▶ Written instruction: Gather every line from the entries below that includes "TypeScript".

Entries from a dataset
>> begin
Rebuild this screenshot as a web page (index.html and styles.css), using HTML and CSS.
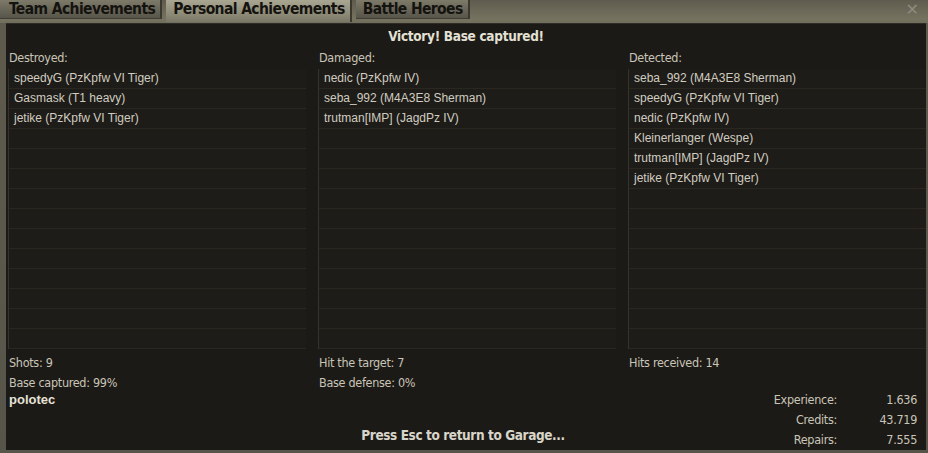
FILE: index.html
```html
<!DOCTYPE html>
<html lang="en">
<head>
  <meta charset="UTF-8" />
  <title>Battle Results</title>
  <link rel="stylesheet" href="styles.css">
</head>
<body>
  <div class="window">
    <header class="tabs">
      <a class="tab">Team Achievements</a>
      <a class="tab active">Personal Achievements</a>
      <a class="tab">Battle Heroes</a>
      <span class="close">&#x2715;</span>
    </header>

    <main class="panel">
      <h1 class="result">Victory! Base captured!</h1>

      <section class="columns">
        <div class="col">
          <div class="label">Destroyed:</div>
          <ul class="list">
            <li>speedyG (PzKpfw VI Tiger)</li>
            <li>Gasmask (T1 heavy)</li>
            <li>jetike (PzKpfw VI Tiger)</li>
            <li></li><li></li><li></li><li></li><li></li><li></li><li></li><li></li><li></li><li></li><li></li>
          </ul>
          <div class="stat">Shots: 9</div>
          <div class="stat">Base captured: 99%</div>
        </div>

        <div class="col">
          <div class="label">Damaged:</div>
          <ul class="list">
            <li>nedic (PzKpfw IV)</li>
            <li>seba_992 (M4A3E8 Sherman)</li>
            <li>trutman[IMP] (JagdPz IV)</li>
            <li></li><li></li><li></li><li></li><li></li><li></li><li></li><li></li><li></li><li></li><li></li>
          </ul>
          <div class="stat">Hit the target: 7</div>
          <div class="stat">Base defense: 0%</div>
        </div>

        <div class="col">
          <div class="label">Detected:</div>
          <ul class="list">
            <li>seba_992 (M4A3E8 Sherman)</li>
            <li>speedyG (PzKpfw VI Tiger)</li>
            <li>nedic (PzKpfw IV)</li>
            <li>Kleinerlanger (Wespe)</li>
            <li>trutman[IMP] (JagdPz IV)</li>
            <li>jetike (PzKpfw VI Tiger)</li>
            <li></li><li></li><li></li><li></li><li></li><li></li><li></li><li></li>
          </ul>
          <div class="stat">Hits received: 14</div>
        </div>
      </section>

      <footer class="bottom">
        <div class="player">polotec</div>
        <div class="hint">Press Esc to return to Garage...</div>
        <dl class="rewards">
          <dt>Experience:</dt><dd>1.636</dd>
          <dt>Credits:</dt><dd>43.719</dd>
          <dt>Repairs:</dt><dd>7.555</dd>
        </dl>
      </footer>
    </main>
  </div>
</body>
</html>
```

FILE: styles.css
```css
* { margin: 0; padding: 0; box-sizing: border-box; }
body {
  width: 928px;
  height: 453px;
  overflow: hidden;
  background: #4a473c;
  font-family: "Liberation Sans Narrow", "DejaVu Sans Condensed", "Liberation Sans", sans-serif;
  color: #c9c5b8;
}
.window {
  height: 453px;
  display: flex;
  flex-direction: column;
  background: linear-gradient(to bottom, #6a6758 0, #5e5b4d 22px, #57544a 100%);
}
.tabs {
  height: 27px;
  display: flex;
  align-items: flex-start;
  gap: 4px;
  position: relative;
  background: linear-gradient(to bottom, #5f5c4f 0, #75725f 19px, #6c6a5a 27px);
}
.tab {
  height: 19px;
  line-height: 18px;
  padding: 0 5px 0 7px;
  font-weight: bold;
  font-size: 15.5px;
  letter-spacing: -0.6px;
  color: #14130f;
  background: linear-gradient(to bottom, #7d7a69, #57554a);
  border-right: 2px solid #3a382f;
  border-bottom: 1px solid #3f3d34;
}
.tab:first-child { padding-left: 9px; }
.tab.active {
  height: 22px;
  background: linear-gradient(to bottom, #a9a692, #8a8774 70%, #7a7767);
  border-bottom: none;
}
.close {
  position: absolute;
  right: 9px;
  top: 0;
  font-family: "DejaVu Sans", sans-serif;
  font-weight: bold;
  font-size: 16px;
  color: #8d8b7f;
}
.panel {
  margin: 0 2px 3px 6px;
  flex: 1;
  display: flex;
  flex-direction: column;
  padding-top: 3px;
  background: #1c1a16;
  border-top: 1px solid #2e2c26;
}
.result {
  height: 21px;
  line-height: 19px;
  text-align: center;
  font-size: 13.5px;
  letter-spacing: -0.3px;
  font-weight: bold;
  color: #e3e0d4;
}
.columns {
  display: grid;
  grid-template-columns: repeat(3, 298px);
  gap: 12px;
  padding-left: 2px;
}
.label {
  height: 21px;
  line-height: 19px;
  padding-left: 1px;
  font-size: 12.5px;
  letter-spacing: -0.3px;
}
.list {
  list-style: none;
  border-left: 1px solid #35332c;
  background: #181612;
}
.list li {
  height: 20px;
  line-height: 19px;
  padding-left: 5px;
  font-family: "Liberation Sans", Arial, sans-serif;
  font-size: 12px;
  color: #d0ccc0;
  background: #1e1c18;
  border-bottom: 1px solid #29271f;
}
.stat {
  height: 20px;
  line-height: 20px;
  padding-left: 1px;
  font-size: 12.5px;
  letter-spacing: -0.3px;
}
.list + .stat { margin-top: 4px; }
.bottom {
  flex: 1;
  display: grid;
  grid-template-columns: 1fr auto 1fr;
  padding: 0 9px 0 3px;
}
.player {
  font-family: "Liberation Sans", Arial, sans-serif;
  font-weight: bold;
  font-size: 13px;
  color: #e6e3d8;
  line-height: 16px;
  margin-top: -1px;
}
.hint {
  align-self: end;
  padding-bottom: 7px;
  font-size: 13.5px;
  letter-spacing: -0.4px;
  font-weight: bold;
  color: #d8d5ca;
}
.rewards {
  justify-self: end;
  display: grid;
  grid-template-columns: auto 80px;
  margin-top: -3px;
  font-size: 12.5px;
  letter-spacing: -0.3px;
  line-height: 20px;
}
.rewards dt { text-align: right; }
.rewards dd { text-align: right; }
```
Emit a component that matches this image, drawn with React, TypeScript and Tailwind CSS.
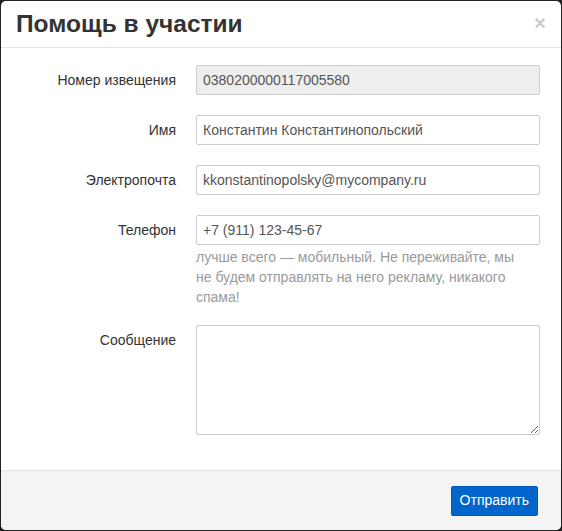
import React from "react";

const FIELD =
  "h-[30px] w-full rounded-[2px] border border-[#ccc] px-[6px] text-[14px] text-[#555] outline-none";

function Row({
  label,
  children,
  className = "",
}: {
  label: string;
  children: React.ReactNode;
  className?: string;
}) {
  return (
    <div className={`flex items-start ${className}`}>
      <label className="w-[195px] shrink-0 pt-[5px] pr-[20px] text-right text-[14px] leading-[20px] text-[#333]">
        {label}
      </label>
      <div className="min-w-0 flex-1">{children}</div>
    </div>
  );
}

export default function App() {
  return (
    <div className="h-[531px] w-[562px] bg-[#222] pl-px pt-px font-['Liberation_Sans',Arial,sans-serif]">
      <div className="flex h-[529px] w-[560px] flex-col overflow-hidden rounded-[5px] bg-white">
        {/* Header */}
        <div className="flex h-[47px] shrink-0 items-center justify-between border-b border-[#e5e5e5] pl-[15px] pr-[15px]">
          <h1 className="text-[24.5px] font-bold leading-none text-[#333]">Помощь в участии</h1>
          <button type="button" className="-mt-[3px] text-[20px] font-bold leading-none text-[#ccc]">
            ×
          </button>
        </div>

        {/* Body */}
        <div className="flex flex-1 flex-col gap-[20px] pr-[21px] pt-[17px]">
          <Row label="Номер извещения">
            <input
              className={`${FIELD} bg-[#eee]`}
              readOnly
              defaultValue="0380200000117005580"
            />
          </Row>
          <Row label="Имя">
            <input className={FIELD} defaultValue="Константин Константинопольский" />
          </Row>
          <Row label="Электропочта">
            <input className={FIELD} defaultValue="kkonstantinopolsky@mycompany.ru" />
          </Row>
          <Row label="Телефон">
            <input className={FIELD} defaultValue="+7 (911) 123-45-67" />
            <p className="mt-[2px] w-[325px] text-[14px] leading-[20px] text-[#9a9a9a]">
              лучше всего — мобильный. Не переживайте, мы не будем отправлять на него рекламу,
              никакого спама!
            </p>
          </Row>
          <Row label="Сообщение" className="-mt-[2px]">
            <textarea className="block h-[110px] w-full rounded-[2px] border border-[#ccc] px-[6px] py-[6px] text-[14px] text-[#555] outline-none" />
          </Row>
        </div>

        {/* Footer */}
        <div className="flex h-[60px] shrink-0 items-center justify-end border-t border-[#e5e5e5] bg-[#f4f4f4] pr-[23px]">
          <button
            type="button"
            className="h-[30px] rounded-[2px] border border-[#0059b3] bg-[#0066cc] px-[8px] text-[14px] text-white"
          >
            Отправить
          </button>
        </div>
      </div>
    </div>
  );
}
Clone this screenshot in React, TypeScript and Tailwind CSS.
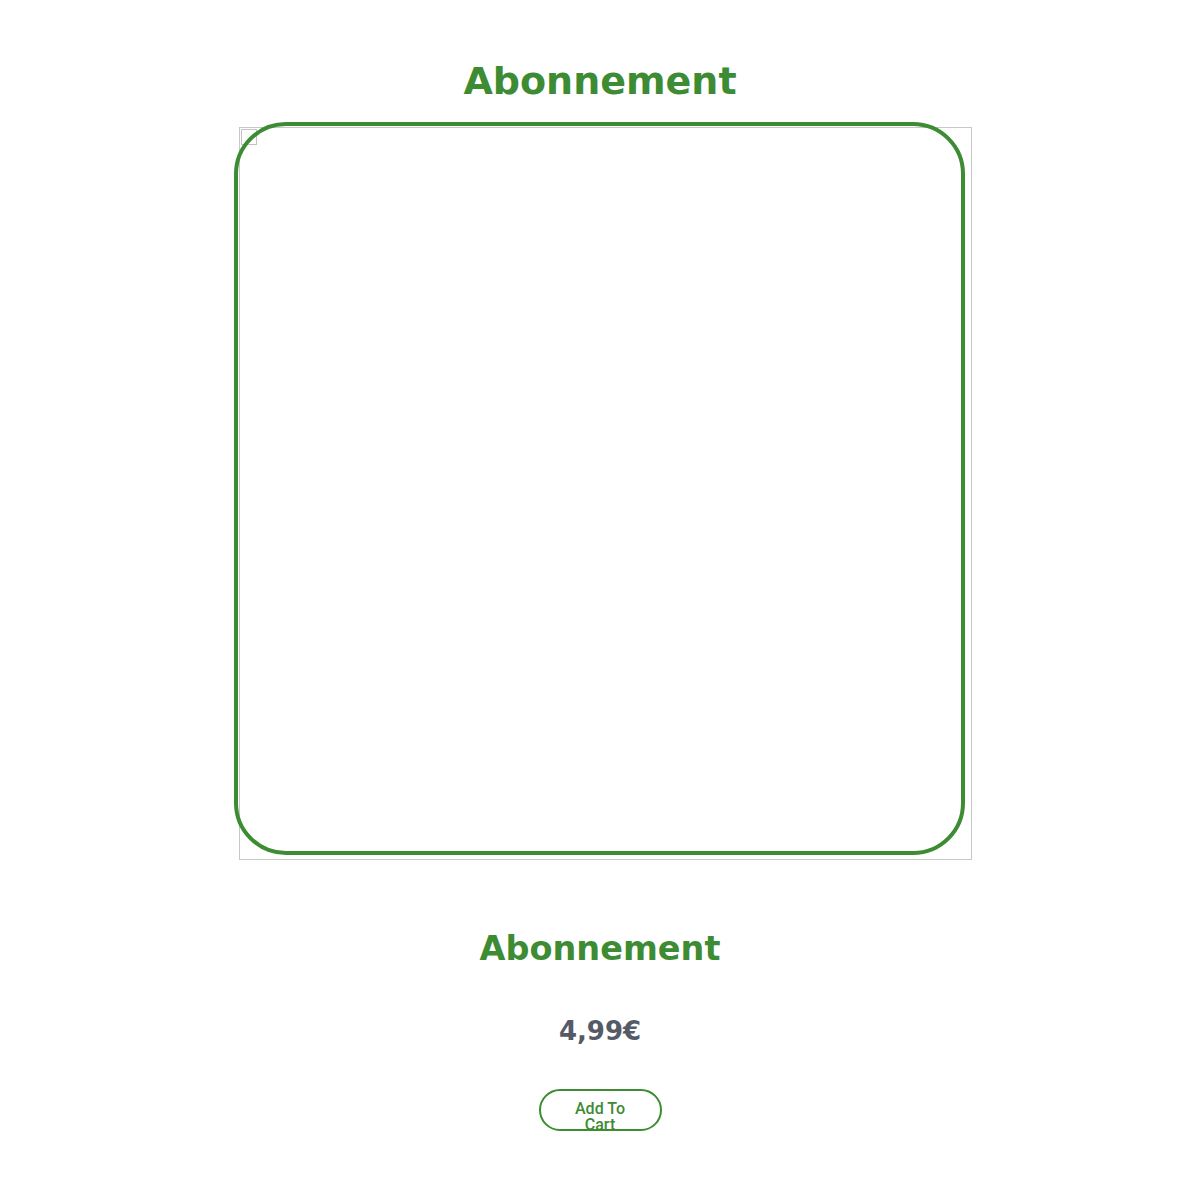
>> end
▶ The answer:
Emit a component that matches this image, drawn with React, TypeScript and Tailwind CSS.
Clone this screenshot in React, TypeScript and Tailwind CSS.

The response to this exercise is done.